Interestingly enough, the Wall Street Journal recently reported that the lending arm that finances a bulk of buyers purchasing General Motors vehicles, GMAC, is taking a more conservative lending stance in financing, limiting purchase contracts to customers with credit scores of 700 and above. The median score of Americans is 720.

The above in mind, don't be surprised that when Americans possessing bad credit histories complain to politicians that they cannot get car loans, that the government will "softly" suggest to the lenders whose shares they own that they would do well to lend to people who are deeply in debt. Politicians will claim that no one can get to work without a car and no American can save money in tough economic times, so therefore they are saving America by requesting that car loans be made. Politicians forget that people, when left to their own devices, can easily join carpools.

Another point many forget is that governmental debt guarantees (seemingly made daily) are to some degree worthless. That is so because the government must print money if the guarantees are to be honored. The printing of more money will eventually lead to even higher rates of inflation that all Americans will suffer under. In short, the money that funds all manner of "compassionate" government programs must come from somewhere.

The banks the U.S. Treasury is placing money with will eventually be forced to finance all kinds of politically favored industries, all to save America. Freedom of our financial institutions to lend only to economically viable projects will be curtailed.

Recently we were told by the political class that businesses could not meet payroll, yet no significant increase in first-time unemployment claims occurred. Politicians claimed if they did not get their way a depression would ensue. They said commercial paper markets were frozen, yet the logical next step of mass layoffs never materialized.

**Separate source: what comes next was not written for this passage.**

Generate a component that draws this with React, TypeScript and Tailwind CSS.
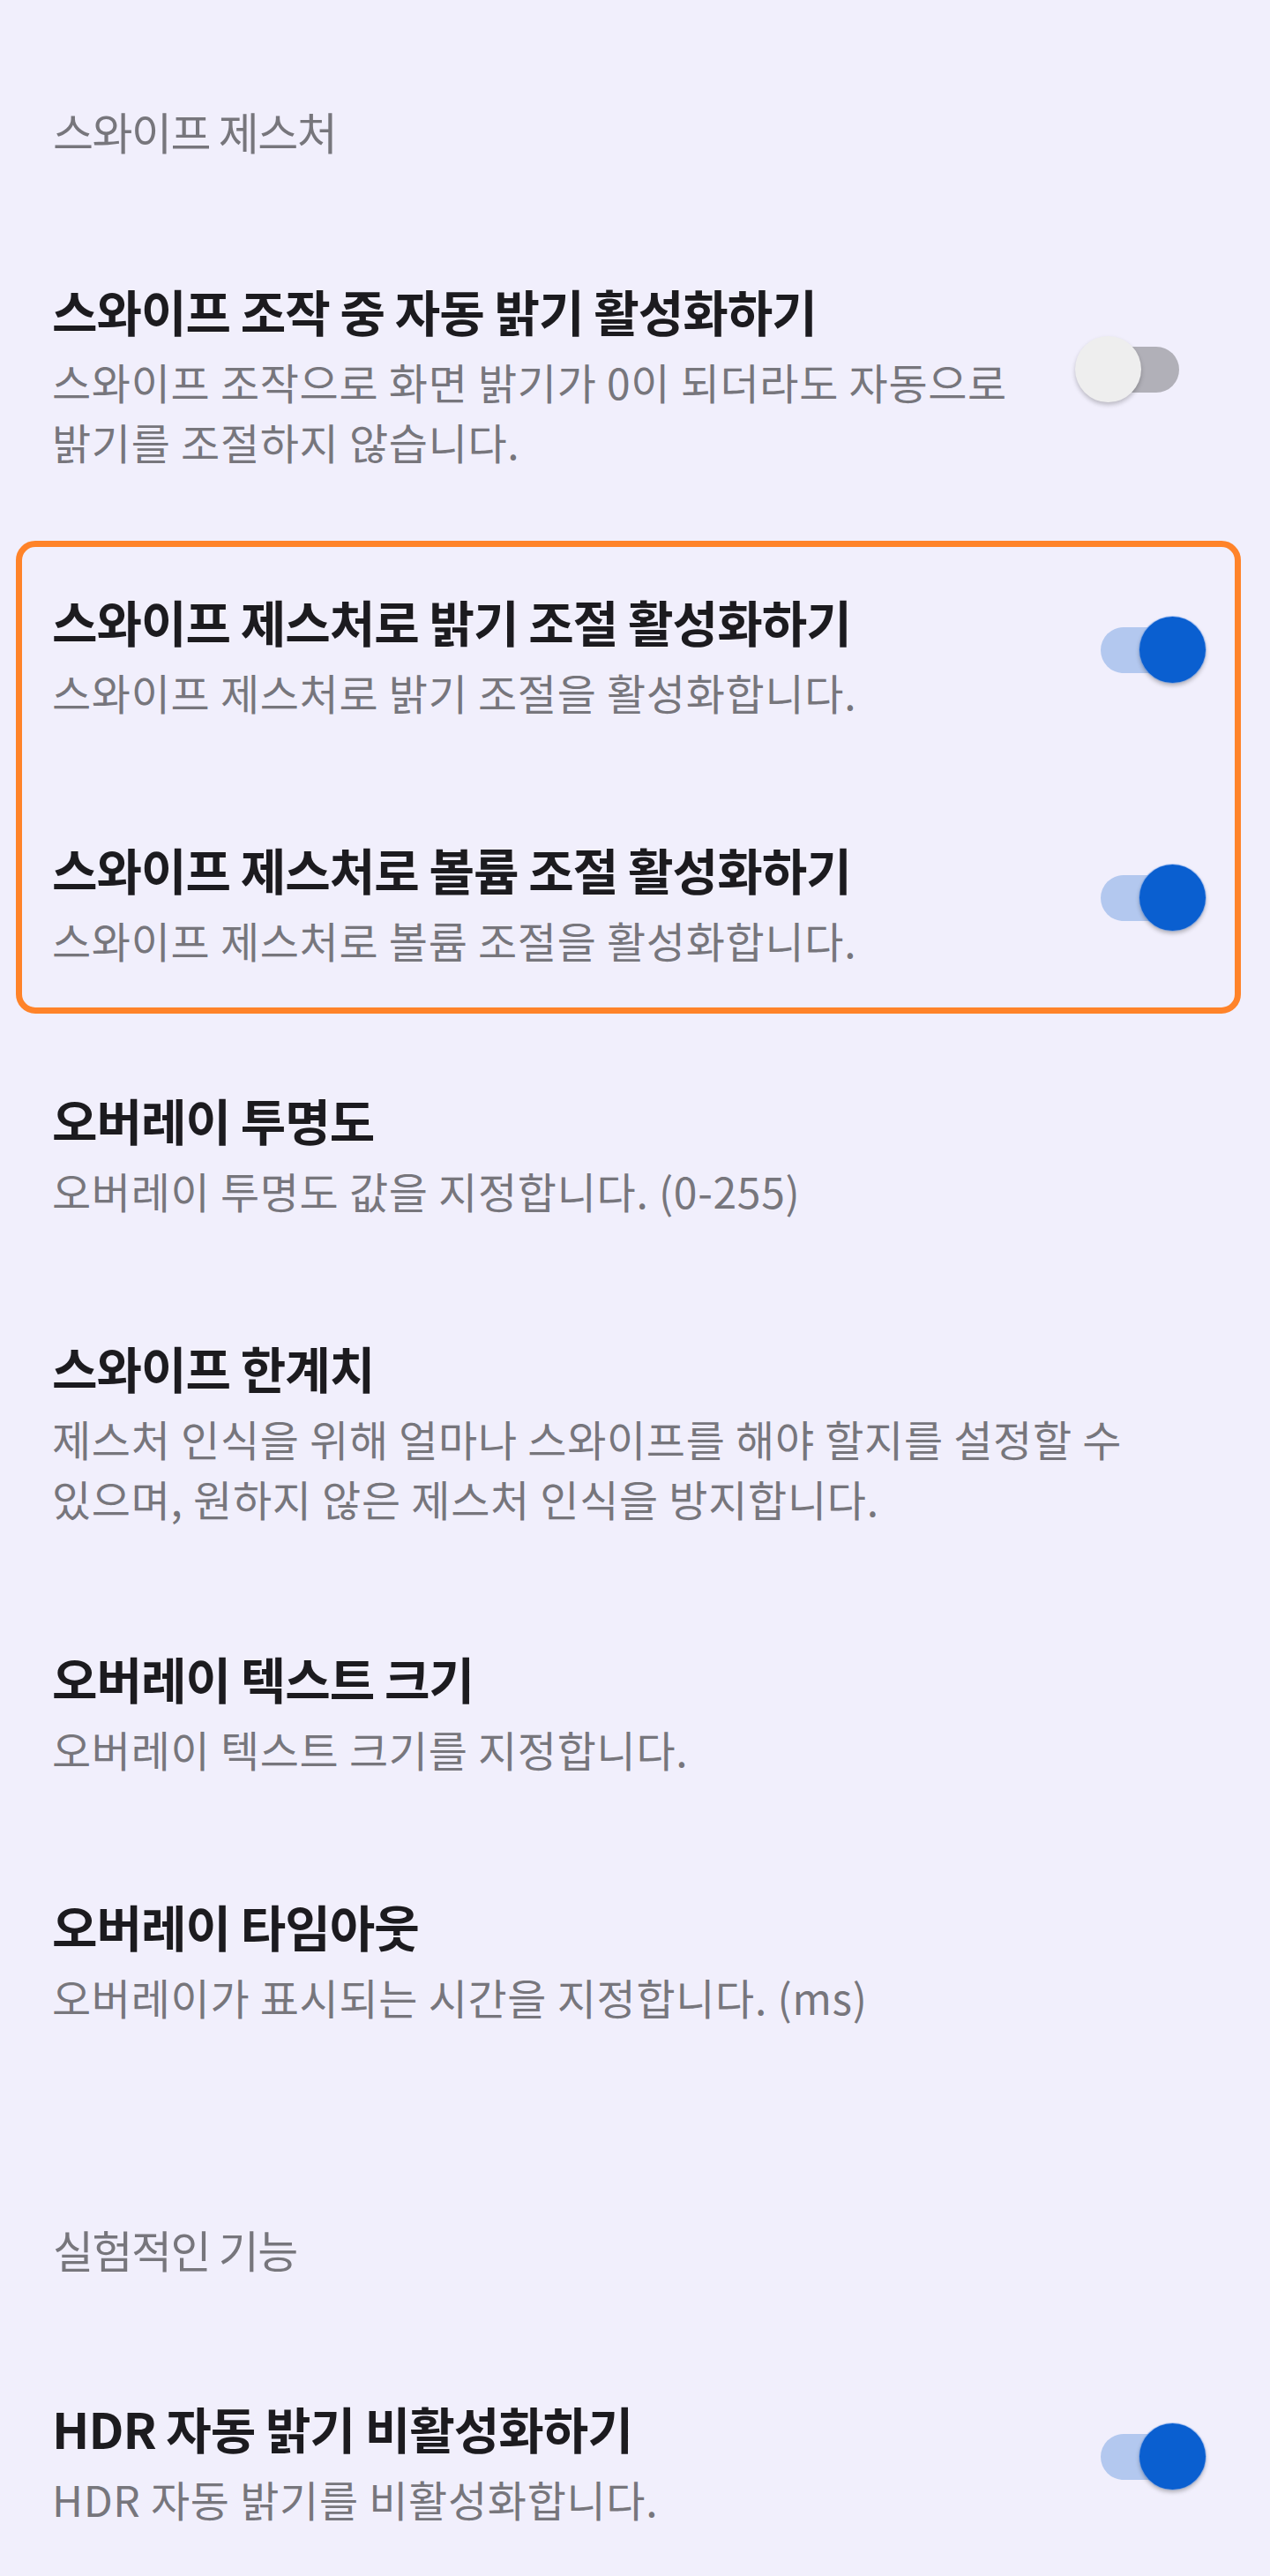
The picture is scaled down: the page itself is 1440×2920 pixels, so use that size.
import React from "react";

type RowProps = {
  title: string;
  desc: string[];
  toggle?: "on" | "off";
  inBox?: boolean;
  className?: string;
};

function Toggle({ on }: { on: boolean }) {
  return (
    <div className="relative w-[148px] h-[75px] shrink-0 mb-[14px]">
      <div
        className={
          on
            ? "absolute left-[29px] top-[12px] w-[89px] h-[52px] rounded-full bg-[#b3c8ef]"
            : "absolute left-[29px] top-[12px] w-[89px] h-[52px] rounded-full bg-[#b1b0b8]"
        }
      />
      <div
        className={
          on
            ? "absolute right-0 top-0 w-[75px] h-[75px] rounded-full bg-[#0a5fd0] shadow-[0_3px_5px_rgba(0,0,0,0.28)] ring-1 ring-[#4d8ff0]/40"
            : "absolute left-0 top-0 w-[75px] h-[75px] rounded-full bg-[#eeeeee] shadow-[0_3px_5px_rgba(0,0,0,0.22)]"
        }
      />
    </div>
  );
}

function Row({ title, desc, toggle, inBox, className }: RowProps) {
  return (
    <div
      className={
        (inBox ? "pl-[34px] pr-[33px] " : "pl-[59px] pr-[73px] ") +
        "flex items-center " +
        (className ?? "")
      }
    >
      <div className="flex-1 min-w-0">
        <div className="text-[56px] leading-[72px] tracking-[-1px] font-semibold text-[#1c1b1f] whitespace-nowrap">
          {title}
        </div>
        <div className="mt-[10px] text-[48px] leading-[68px] tracking-[0.7px] text-[#77767c]">
          {desc.map((d, i) => (
            <div key={i} className="whitespace-nowrap">
              {d}
            </div>
          ))}
        </div>
      </div>
      {toggle && <Toggle on={toggle === "on"} />}
    </div>
  );
}

function Header({ text, className }: { text: string; className?: string }) {
  return (
    <div
      className={
        "pl-[60px] text-[50px] leading-[60px] tracking-[-1.5px] text-[#77767c] " +
        (className ?? "")
      }
    >
      {text}
    </div>
  );
}

export default function App() {
  return (
    <div className="w-full min-h-[2920px] bg-[#f1effc] font-['Noto_Sans_CJK_KR','Noto_Sans',sans-serif] pt-[118px] flex flex-col">
      <Header text="스와이프 제스처" />
      <Row
        className="mt-[138px]"
        title="스와이프 조작 중 자동 밝기 활성화하기"
        desc={["스와이프 조작으로 화면 밝기가 0이 되더라도 자동으로", "밝기를 조절하지 않습니다."]}
        toggle="off"
      />
      <div className="mt-[79px] ml-[18px] mr-[33px] border-[7px] border-[#ff8329] rounded-[22px] pt-[48px] pb-[43px] flex flex-col">
        <Row
          inBox
          title="스와이프 제스처로 밝기 조절 활성화하기"
          desc={["스와이프 제스처로 밝기 조절을 활성화합니다."]}
          toggle="on"
        />
        <Row
          inBox
          className="mt-[131px]"
          title="스와이프 제스처로 볼륨 조절 활성화하기"
          desc={["스와이프 제스처로 볼륨 조절을 활성화합니다."]}
          toggle="on"
        />
      </div>
      <Row
        className="mt-[84px]"
        title="오버레이 투명도"
        desc={["오버레이 투명도 값을 지정합니다. (0-255)"]}
      />
      <Row
        className="mt-[131px]"
        title="스와이프 한계치"
        desc={[
          "제스처 인식을 위해 얼마나 스와이프를 해야 할지를 설정할 수",
          "있으며, 원하지 않은 제스처 인식을 방지합니다.",
        ]}
      />
      <Row
        className="mt-[134px]"
        title="오버레이 텍스트 크기"
        desc={["오버레이 텍스트 크기를 지정합니다."]}
      />
      <Row
        className="mt-[131px]"
        title="오버레이 타임아웃"
        desc={["오버레이가 표시되는 시간을 지정합니다. (ms)"]}
      />
      <Header className="mt-[222px]" text="실험적인 기능" />
      <Row
        className="mt-[137px]"
        title="HDR 자동 밝기 비활성화하기"
        desc={["HDR 자동 밝기를 비활성화합니다."]}
        toggle="on"
      />
    </div>
  );
}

In the 1970's this writer was issuing commercial paper for a company until "tight money" made cash for daily operations dear. The firm's commercial paper was backed by bank lines of credit and my company accessed those lines of credit when commercial paper was difficult to sell. Our lenders were very unhappy and told us as much, and the result was that we were forced to cut inventory and receivables in order to reduce the need for credit. Back then, companies either did what the banks wanted or risked bankruptcy. Then as now, banks did cut off businesses with poor credit histories.

Looked at in stock-market terms, the current decline is not just a panic by over-leveraged investors. While the latter has played a role, unspoken of is a liquidation of shares by intelligent investors who understand that centralized planning of bank-lending practices is on the way, and they're aware of the negative economic consequences that always reveal themselves when the power of governments grows.

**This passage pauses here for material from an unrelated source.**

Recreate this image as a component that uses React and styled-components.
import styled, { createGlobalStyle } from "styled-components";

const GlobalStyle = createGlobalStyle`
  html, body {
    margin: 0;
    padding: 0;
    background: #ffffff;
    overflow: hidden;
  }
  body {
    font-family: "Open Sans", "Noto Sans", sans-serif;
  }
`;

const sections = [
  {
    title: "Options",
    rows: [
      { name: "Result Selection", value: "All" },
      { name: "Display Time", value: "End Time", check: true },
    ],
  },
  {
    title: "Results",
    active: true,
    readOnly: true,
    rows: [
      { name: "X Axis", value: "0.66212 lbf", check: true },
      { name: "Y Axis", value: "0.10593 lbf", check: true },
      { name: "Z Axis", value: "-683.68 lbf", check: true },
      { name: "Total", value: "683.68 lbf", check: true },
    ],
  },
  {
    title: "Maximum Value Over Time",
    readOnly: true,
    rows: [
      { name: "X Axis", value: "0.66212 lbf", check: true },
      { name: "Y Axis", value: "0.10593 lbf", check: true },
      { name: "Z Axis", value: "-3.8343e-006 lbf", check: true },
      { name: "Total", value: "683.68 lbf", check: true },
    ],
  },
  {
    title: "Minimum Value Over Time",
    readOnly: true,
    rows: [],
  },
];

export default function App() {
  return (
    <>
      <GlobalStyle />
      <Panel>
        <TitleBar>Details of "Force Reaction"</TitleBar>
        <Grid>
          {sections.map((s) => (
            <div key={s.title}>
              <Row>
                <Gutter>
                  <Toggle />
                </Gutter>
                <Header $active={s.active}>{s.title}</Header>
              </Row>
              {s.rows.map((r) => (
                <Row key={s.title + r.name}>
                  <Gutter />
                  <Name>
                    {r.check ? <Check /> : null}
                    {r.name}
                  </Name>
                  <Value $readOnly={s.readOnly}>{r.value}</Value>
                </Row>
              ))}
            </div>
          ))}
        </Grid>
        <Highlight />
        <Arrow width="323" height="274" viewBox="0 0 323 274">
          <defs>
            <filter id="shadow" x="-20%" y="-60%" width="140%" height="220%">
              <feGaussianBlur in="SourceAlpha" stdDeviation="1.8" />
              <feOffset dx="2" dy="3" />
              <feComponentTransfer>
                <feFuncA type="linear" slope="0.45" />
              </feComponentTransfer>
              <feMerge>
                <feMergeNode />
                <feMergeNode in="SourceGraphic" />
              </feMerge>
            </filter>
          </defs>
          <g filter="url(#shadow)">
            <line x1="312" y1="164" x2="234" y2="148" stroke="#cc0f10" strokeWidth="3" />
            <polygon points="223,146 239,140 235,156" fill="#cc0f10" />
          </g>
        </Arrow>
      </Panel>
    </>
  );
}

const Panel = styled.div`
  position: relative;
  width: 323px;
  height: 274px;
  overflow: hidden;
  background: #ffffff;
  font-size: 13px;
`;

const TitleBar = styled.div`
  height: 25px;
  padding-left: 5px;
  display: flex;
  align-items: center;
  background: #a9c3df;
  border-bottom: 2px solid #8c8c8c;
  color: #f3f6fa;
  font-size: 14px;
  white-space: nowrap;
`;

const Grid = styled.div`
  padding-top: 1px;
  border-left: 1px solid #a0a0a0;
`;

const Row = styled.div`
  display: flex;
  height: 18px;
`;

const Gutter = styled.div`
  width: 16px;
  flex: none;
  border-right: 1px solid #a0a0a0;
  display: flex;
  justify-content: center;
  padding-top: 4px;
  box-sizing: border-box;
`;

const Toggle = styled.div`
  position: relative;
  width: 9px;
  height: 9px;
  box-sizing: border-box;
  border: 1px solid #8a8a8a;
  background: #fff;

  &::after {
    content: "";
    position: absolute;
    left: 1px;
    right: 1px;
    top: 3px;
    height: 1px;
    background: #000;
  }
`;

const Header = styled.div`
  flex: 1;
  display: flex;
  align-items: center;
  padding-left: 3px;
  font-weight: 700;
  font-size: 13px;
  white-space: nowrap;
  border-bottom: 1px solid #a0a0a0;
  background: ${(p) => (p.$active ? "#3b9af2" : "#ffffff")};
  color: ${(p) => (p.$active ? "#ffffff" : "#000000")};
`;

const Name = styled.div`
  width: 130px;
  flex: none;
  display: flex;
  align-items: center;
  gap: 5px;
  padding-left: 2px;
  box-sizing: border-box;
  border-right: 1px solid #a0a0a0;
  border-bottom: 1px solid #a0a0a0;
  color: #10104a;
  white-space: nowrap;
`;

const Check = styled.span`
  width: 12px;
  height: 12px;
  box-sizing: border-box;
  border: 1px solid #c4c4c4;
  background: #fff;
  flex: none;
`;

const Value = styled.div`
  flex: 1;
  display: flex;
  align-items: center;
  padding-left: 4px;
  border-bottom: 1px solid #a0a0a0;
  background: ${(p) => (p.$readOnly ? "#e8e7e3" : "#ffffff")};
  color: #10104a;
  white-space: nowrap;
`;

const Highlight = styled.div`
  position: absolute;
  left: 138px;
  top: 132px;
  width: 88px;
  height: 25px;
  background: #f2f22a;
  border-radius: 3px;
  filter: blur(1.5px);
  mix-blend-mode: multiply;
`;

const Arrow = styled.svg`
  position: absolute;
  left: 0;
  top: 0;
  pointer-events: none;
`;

The severe curtailment, or even destruction of capitalism in the United States has begun with many in the mainstream media happily repeating whatever the politicians claim. President Bush's assertion that we must interfere in free markets to save those same free markets is positively Orwellian.

Worse, look for further economy-enervating maneuvers by politicians, which will give the federal government even greater control over the most successful economic system the world has ever witnessed. And if politicians don't get their way as they seek to march us farther in the direction of serfdom, expect even more in the way of hysterical cries of Armaggeddon.

Unless voters elect people who will restore economic freedom so that those who make bad decisions go bankrupt and learn from their mistakes, the future for citizens of the United States will be one where the American dream of self-made success is mostly a thing of the past.